Some numbers catch your attention. Last Sunday I read in The New York Times that the vertical gambling den in Connecticut known as Foxwoods is currently $2.3-billion in debt. Who knew?

I took this news personally. Every time my wife and I visit her family’s cemetery near Ledyard, we cannot help but notice the Foxwoods towers looming over the countryside like a gigantic mold spoor.

My wife’s cousin, Faith, who died way too young, is buried in the family plot, and so is her grandmother, who was something of a psychic, and her grandfather, a little old Yankee railroad worker, who was such easy company.

My wife’s ancestors found their way into the hills behind Mystic not long after the Pilgrims landed further up the coast.

You could say that the Pequot were there first, and that is certainly true, but nearly four centuries count for something. Now whatever passes for the dispersed Pequot run the gambling complex in the eastern part of the state. Cars and buses zoom just a few miles from hamlets where my wife’s people led such ordered lives.

My wife, who spent her early childhood swimming in Long Island Sound or skating on frozen coastal ponds, can remember visiting family farms in the hills, picking blueberries.  We are not of that inland place. Whenever we pay our respects to cousin Faith, we gun the engine toward Boston or New York.

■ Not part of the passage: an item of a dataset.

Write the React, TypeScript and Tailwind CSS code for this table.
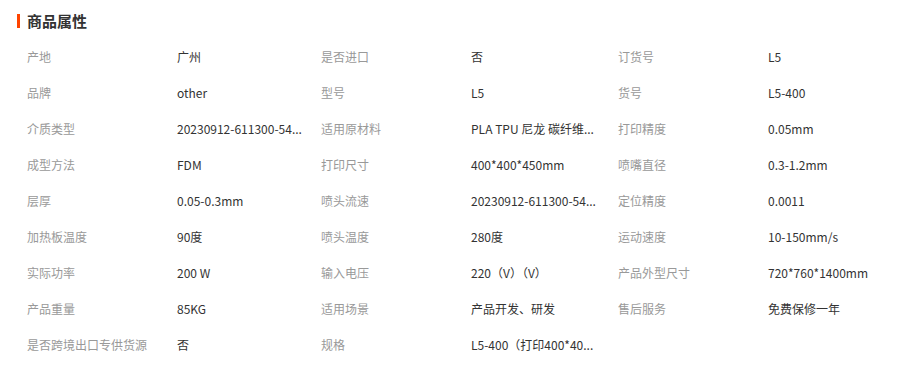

I will admit that when we make this detour, I have been known to say an inchoate prayer for the de-profanation of the Connecticut hills. I’ve seen gambling up close. Seen what it does. Like Woody Allen turning into a Hasid when he visits Annie Hall’s home in rural Wisconsin, when I spot that blight against the Connecticut sky, for at least the next few minutes I turn into a Puritan.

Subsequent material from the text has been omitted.